Interface markup and scripts:
==================================================

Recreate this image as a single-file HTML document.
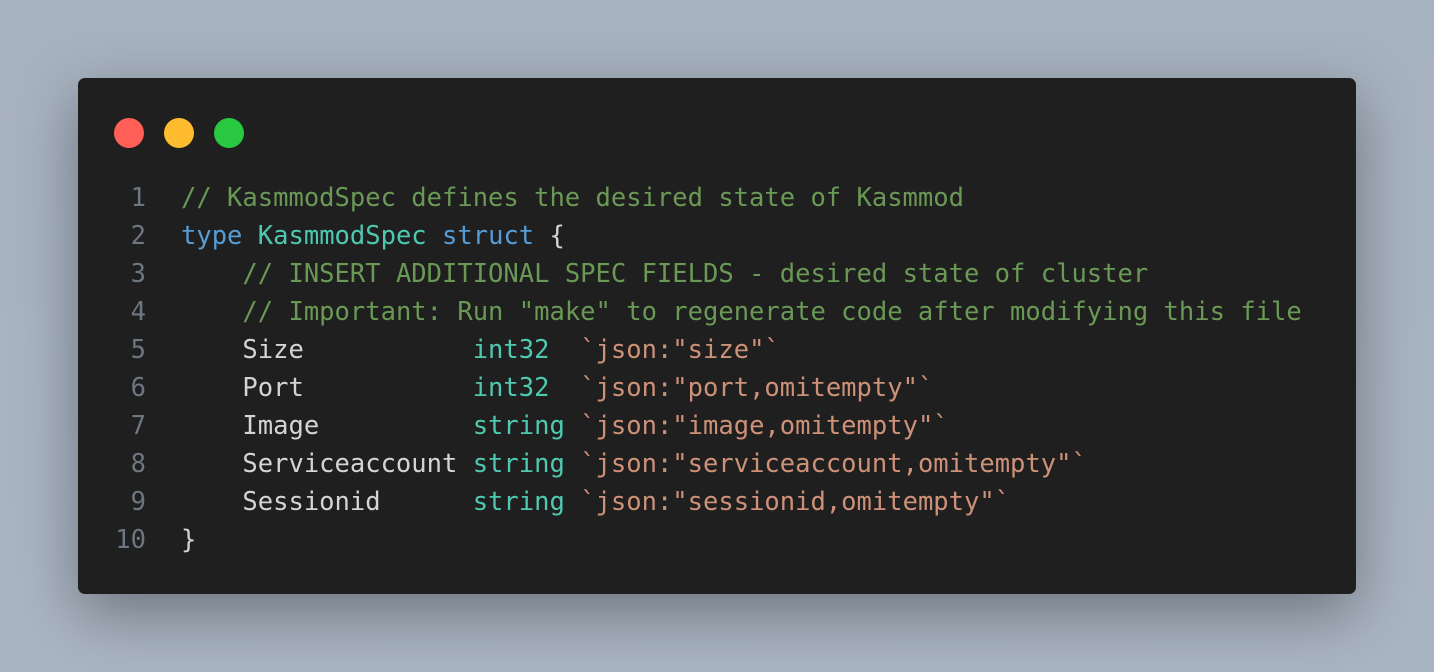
<!DOCTYPE html>
<html><head><style>
html,body{margin:0;padding:0;width:1434px;height:672px;overflow:hidden;background:linear-gradient(180deg,#a7b2bf,#aab5c2);}
.win{position:absolute;left:78px;top:78px;width:1278px;height:516px;background:#1f1f1f;border-radius:7px;box-shadow:0 20px 60px rgba(0,0,0,0.35);}
.dot{position:absolute;top:118px;width:30px;height:30px;border-radius:50%;}
pre{position:absolute;left:0;top:179px;margin:0;font-family:"DejaVu Sans Mono",monospace;font-size:25.5px;line-height:38px;color:#d4d4d4;white-space:pre;}
.ln{display:inline-block;width:146px;text-align:right;color:#6e7681;padding-right:35px;}
.c{color:#6a9955}.k{color:#569cd6}.t{color:#4ec9b0}.s{color:#ce9178}
</style></head><body>
<div class="win"></div>
<div class="dot" style="left:114px;background:#ff5f57"></div>
<div class="dot" style="left:164px;background:#febc2e"></div>
<div class="dot" style="left:214px;background:#28c840"></div>
<pre><span class="ln">1</span><span class="c">// KasmmodSpec defines the desired state of Kasmmod</span>
<span class="ln">2</span><span class="k">type</span> <span class="t">KasmmodSpec</span> <span class="k">struct</span> {
<span class="ln">3</span>    <span class="c">// INSERT ADDITIONAL SPEC FIELDS - desired state of cluster</span>
<span class="ln">4</span>    <span class="c">// Important: Run "make" to regenerate code after modifying this file</span>
<span class="ln">5</span>    Size           <span class="t">int32</span>  <span class="s">`json:"size"`</span>
<span class="ln">6</span>    Port           <span class="t">int32</span>  <span class="s">`json:"port,omitempty"`</span>
<span class="ln">7</span>    Image          <span class="t">string</span> <span class="s">`json:"image,omitempty"`</span>
<span class="ln">8</span>    Serviceaccount <span class="t">string</span> <span class="s">`json:"serviceaccount,omitempty"`</span>
<span class="ln">9</span>    Sessionid      <span class="t">string</span> <span class="s">`json:"sessionid,omitempty"`</span>
<span class="ln">10</span>}</pre>
</body></html>
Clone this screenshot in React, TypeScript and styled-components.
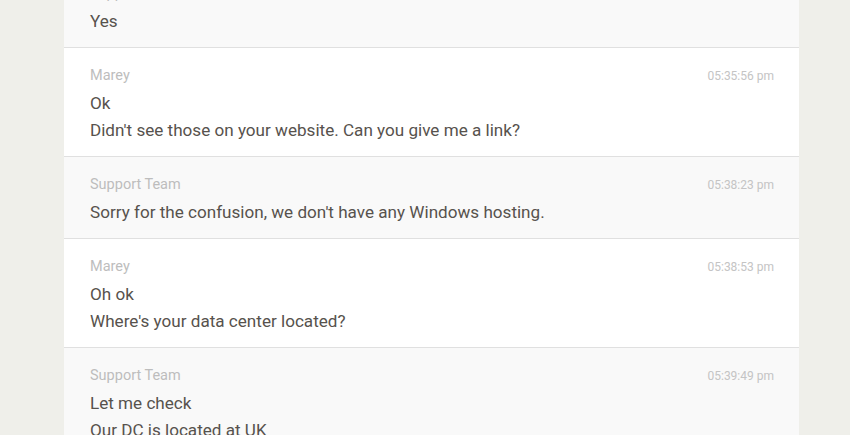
import React from "react";
import styled, { createGlobalStyle } from "styled-components";

const Global = createGlobalStyle`
  html, body { margin: 0; padding: 0; background: #efefea; overflow: hidden; }
  body { font-family: Roboto, "Liberation Sans", sans-serif; }
`;

const Page = styled.div`
  height: 435px;
  overflow: hidden;
  padding: 0 51px 0 64px;
`;

const Thread = styled.div`
  margin-top: -34px;
  display: flex;
  flex-direction: column;
`;

const Row = styled.div<{ $support: boolean }>`
  background: ${(p) => (p.$support ? "#f9f9f9" : "#ffffff")};
  border-bottom: 1px solid #e0e0e0;
  padding: 18px 25px 12px 26px;
  display: flex;
  flex-direction: column;
`;

const Head = styled.div`
  display: flex;
  justify-content: space-between;
  align-items: center;
  height: 18px;
  margin-bottom: 6px;
`;

const Name = styled.span`
  font-size: 14.5px;
  color: #bdbdbd;
`;

const Time = styled.span`
  font-size: 12px;
  color: #c4c4c4;
  margin-top: 2px;
`;

const Line = styled.div`
  font-size: 17.1px;
  line-height: 27px;
  color: #57524d;
`;

type Msg = { who: string; time?: string; lines: string[] };

const messages: Msg[] = [
  { who: "Support Team", lines: ["Yes"] },
  {
    who: "Marey",
    time: "05:35:56 pm",
    lines: ["Ok", "Didn't see those on your website. Can you give me a link?"],
  },
  {
    who: "Support Team",
    time: "05:38:23 pm",
    lines: ["Sorry for the confusion, we don't have any Windows hosting."],
  },
  {
    who: "Marey",
    time: "05:38:53 pm",
    lines: ["Oh ok", "Where's your data center located?"],
  },
  {
    who: "Support Team",
    time: "05:39:49 pm",
    lines: ["Let me check", "Our DC is located at UK"],
  },
];

export default function App() {
  return (
    <>
      <Global />
      <Page>
        <Thread>
          {messages.map((m, i) => (
            <Row key={i} $support={m.who !== "Marey"}>
              <Head>
                <Name>{m.who}</Name>
                {m.time && <Time>{m.time}</Time>}
              </Head>
              {m.lines.map((l, j) => (
                <Line key={j}>{l}</Line>
              ))}
            </Row>
          ))}
        </Thread>
      </Page>
    </>
  );
}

==================================================

Problem statement: Can you retype every record above exactly, leaving out the pictures?

Solution to this task:
Recreate this image as a single-file HTML document.
<!DOCTYPE html>
<html><head><style>
html,body{margin:0;padding:0;width:1434px;height:672px;overflow:hidden;background:linear-gradient(180deg,#a7b2bf,#aab5c2);}
.win{position:absolute;left:78px;top:78px;width:1278px;height:516px;background:#1f1f1f;border-radius:7px;box-shadow:0 20px 60px rgba(0,0,0,0.35);}
.dot{position:absolute;top:118px;width:30px;height:30px;border-radius:50%;}
pre{position:absolute;left:0;top:179px;margin:0;font-family:"DejaVu Sans Mono",monospace;font-size:25.5px;line-height:38px;color:#d4d4d4;white-space:pre;}
.ln{display:inline-block;width:146px;text-align:right;color:#6e7681;padding-right:35px;}
.c{color:#6a9955}.k{color:#569cd6}.t{color:#4ec9b0}.s{color:#ce9178}
</style></head><body>
<div class="win"></div>
<div class="dot" style="left:114px;background:#ff5f57"></div>
<div class="dot" style="left:164px;background:#febc2e"></div>
<div class="dot" style="left:214px;background:#28c840"></div>
<pre><span class="ln">1</span><span class="c">// KasmmodSpec defines the desired state of Kasmmod</span>
<span class="ln">2</span><span class="k">type</span> <span class="t">KasmmodSpec</span> <span class="k">struct</span> {
<span class="ln">3</span>    <span class="c">// INSERT ADDITIONAL SPEC FIELDS - desired state of cluster</span>
<span class="ln">4</span>    <span class="c">// Important: Run "make" to regenerate code after modifying this file</span>
<span class="ln">5</span>    Size           <span class="t">int32</span>  <span class="s">`json:"size"`</span>
<span class="ln">6</span>    Port           <span class="t">int32</span>  <span class="s">`json:"port,omitempty"`</span>
<span class="ln">7</span>    Image          <span class="t">string</span> <span class="s">`json:"image,omitempty"`</span>
<span class="ln">8</span>    Serviceaccount <span class="t">string</span> <span class="s">`json:"serviceaccount,omitempty"`</span>
<span class="ln">9</span>    Sessionid      <span class="t">string</span> <span class="s">`json:"sessionid,omitempty"`</span>
<span class="ln">10</span>}</pre>
</body></html>
Clone this screenshot in React, TypeScript and styled-components.
import React from "react";
import styled, { createGlobalStyle } from "styled-components";

const Global = createGlobalStyle`
  html, body { margin: 0; padding: 0; background: #efefea; overflow: hidden; }
  body { font-family: Roboto, "Liberation Sans", sans-serif; }
`;

const Page = styled.div`
  height: 435px;
  overflow: hidden;
  padding: 0 51px 0 64px;
`;

const Thread = styled.div`
  margin-top: -34px;
  display: flex;
  flex-direction: column;
`;

const Row = styled.div<{ $support: boolean }>`
  background: ${(p) => (p.$support ? "#f9f9f9" : "#ffffff")};
  border-bottom: 1px solid #e0e0e0;
  padding: 18px 25px 12px 26px;
  display: flex;
  flex-direction: column;
`;

const Head = styled.div`
  display: flex;
  justify-content: space-between;
  align-items: center;
  height: 18px;
  margin-bottom: 6px;
`;

const Name = styled.span`
  font-size: 14.5px;
  color: #bdbdbd;
`;

const Time = styled.span`
  font-size: 12px;
  color: #c4c4c4;
  margin-top: 2px;
`;

const Line = styled.div`
  font-size: 17.1px;
  line-height: 27px;
  color: #57524d;
`;

type Msg = { who: string; time?: string; lines: string[] };

const messages: Msg[] = [
  { who: "Support Team", lines: ["Yes"] },
  {
    who: "Marey",
    time: "05:35:56 pm",
    lines: ["Ok", "Didn't see those on your website. Can you give me a link?"],
  },
  {
    who: "Support Team",
    time: "05:38:23 pm",
    lines: ["Sorry for the confusion, we don't have any Windows hosting."],
  },
  {
    who: "Marey",
    time: "05:38:53 pm",
    lines: ["Oh ok", "Where's your data center located?"],
  },
  {
    who: "Support Team",
    time: "05:39:49 pm",
    lines: ["Let me check", "Our DC is located at UK"],
  },
];

export default function App() {
  return (
    <>
      <Global />
      <Page>
        <Thread>
          {messages.map((m, i) => (
            <Row key={i} $support={m.who !== "Marey"}>
              <Head>
                <Name>{m.who}</Name>
                {m.time && <Time>{m.time}</Time>}
              </Head>
              {m.lines.map((l, j) => (
                <Line key={j}>{l}</Line>
              ))}
            </Row>
          ))}
        </Thread>
      </Page>
    </>
  );
}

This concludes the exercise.